The edges still make attractive targets. If the button is at the bottom of the screen, then the user may touch the raised edge of the screen's housing and this ensures that the finger does not accidentally slide as the button is pressed.

When pressing buttons on the bottom of the screen the users hand will obscure a minimum of the display. On the other hand, buttons at the top can cause a lot of the display to be covered by the user's hand and arm, so the bottom edge is a more attractive home for buttons.

Similarly buttons on the right hand edge will not cause the users line of sight to be blocked as much as buttons on the left. This assumes a right handed user. While I would not advocate a design which heavily discriminates against left handed users, if your options are buttons on the left or buttons on the right, then it is sensible to go with the design choice that favors the majority.

It is sometimes visually more pleasing to keep the buttons a few pixels away from the edge of the display. Much of the benefit of placing the button near the edge is lost if it is possible for the user to place their finger up against the raised edge and effectively touch in between the button and the last pixel in the display.

You may think that the user's finger would be too large to cause a touch event in the last couple of pixels, but remember that there could be calibration errors which mean that the effective touch position is a few pixels away from the center of the finger. Alternatively a stylus may be used which would allow a touch event in that hard to reach edge of the display.

One nice compromise is available if the touch sensitive area of the button is greater than its visible area. It is then possible to display the button a couple of pixels from the edge of the display, but close enough that the touch sensitive area extends to the edge as seen in Figure 4 below.

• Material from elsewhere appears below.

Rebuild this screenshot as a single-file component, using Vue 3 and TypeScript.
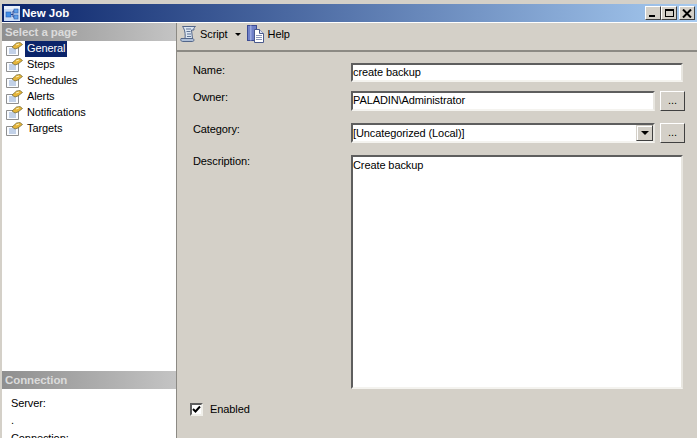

For the mechanical design it is important that the raised edge is not so far from the display that there is a 'dead', non-touch sensitive, area between the display and the raised edge. For resistive touchscreens, this may be tricky to get right.

If the frame is actually touching the touchscreen then it is effectively generating touch events all around the edge of the touchscreen. This might not be noticeable at first, but pressure on the frame may vary with use, generating phantom touch events.

Over the edge
One anomaly of converting an analog touch signal into a location on screen is that it is possible to touch a position which is then converted to a pixel location which is not on the screen.

For example assume that a horizontal error is adding three pixels to every x location. If I have a screen of 1024x1024 pixels and I physically touch on location 1023, 100, then the software will detect that as location 1026, 100.

When I search my list of on-screen objects to find which one is activated, my software must tolerate a location such as this which is off the display. For similar reasons, a negative x or y value must be tolerated.

Consider an example where the touch sensitive area of a button stops at the edge of the display, at pixel 1023 (we will index the 1024 pixels from 0 to 1023). The touch event at 1026, 100 is beyond 1023 and therefore it is a miss.

It is most likely that the user was trying to touch the button that is place up against the edge of the display. Truncating the out-of-range position to the nearest edge would resolve this. So position 1026, 100 should be truncated to 1023, 100 before attempting to locate the touched object.

Be aware that some types of resistive touch screen are subject to non-linear characteristics and the non-linearity is most pronounced near the edges of the screen.

So you may place all the buttons near the edge to make them easier to touch, but then finding your biggest touch location errors are near the edges as well. So it is important to evaluate whether your touch panel suffers from this type of non-linearity.